Lincoln Highway Traveling Exhibit comes to Genoa

By Joseph Olmo

DeKALB | Towns along one historical highway are getting the chance to know more about its history.

The Lincoln Highway Traveling Exhibit is in Genoa through March.

“It’s definitely something you have to see in person,” said Resource Bank manager Nicole Moore. “I’ve seen people just stop in and read the display boards. It’s been fun.”

The traveling exhibit has made Genoa its home for the past couple months. Right now, it is in Resource Bank, 310 S. Route 23 in Genoa, and will move to the Kishwaukee Valley Heritage Society, 622 Park Ave. in Genoa, on Wednesday where a speaker will talk more in-depth about Lincoln Highway.

“It’s a very nice display with lots of information,” Moore said. “You will definitely like what you see.”

The exhibit is one of several projects done by the Illinois Lincoln Highway Coalition, 200 S. State St. #A, Belvidere, a not-for-profit organization.

“There is 179 miles of Lincoln Highway that run through northern Illinois,” said Susan Hronik, program director for the Illinois Lincoln Highway Coalition. “It’s the first transcontinental paved road in the United States. It changed commerce, and it changed travel.”
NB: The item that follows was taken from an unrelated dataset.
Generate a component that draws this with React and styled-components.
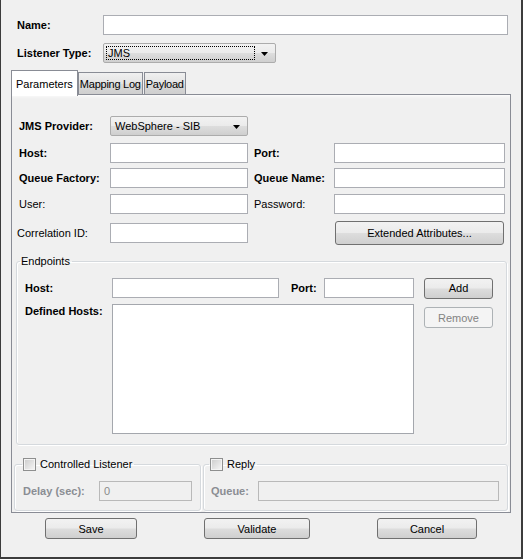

Hronik said this is the closest the display has been to DeKalb in five years when the exhibit was first displayed at the Ellwood House.

“Each site is given three months to display the exhibit,” Hronik said. “Most of the time the cities get the word out with local news releases. They usually end up in city halls, libraries and museums.”

While the exhibit has been in Genoa, however, it has been given a twist.

“It’s a unique thing we’re doing with the display which is to move it from location to location,” said Gordon Jones, a volunteer for Genoa Main Street, Inc., 327 W. Main St. “It gives everyone a chance to look at it and take advantage of it.”

There are old markers and re-creation of signs along the road stating “Historic Lincoln Highway,” Jones said. He also said his knowledge about the Lincoln Highway has expanded since moving to Genoa from Ohio.

Jones said that out in Ohio, Lincoln Highway is known as Route 30 where as here in northern Illinois, it is known as Route 38.

The exhibit is made of eight display boards showing the development and some events along the way to creating the historical highway, Hronik said.

“It’s easily accessible and easy to pack up,” Hronik said.

As of now, the Lincoln Highway Coalition has not found the next resting stop for the traveling exhibit after its time in Genoa, Hronik said.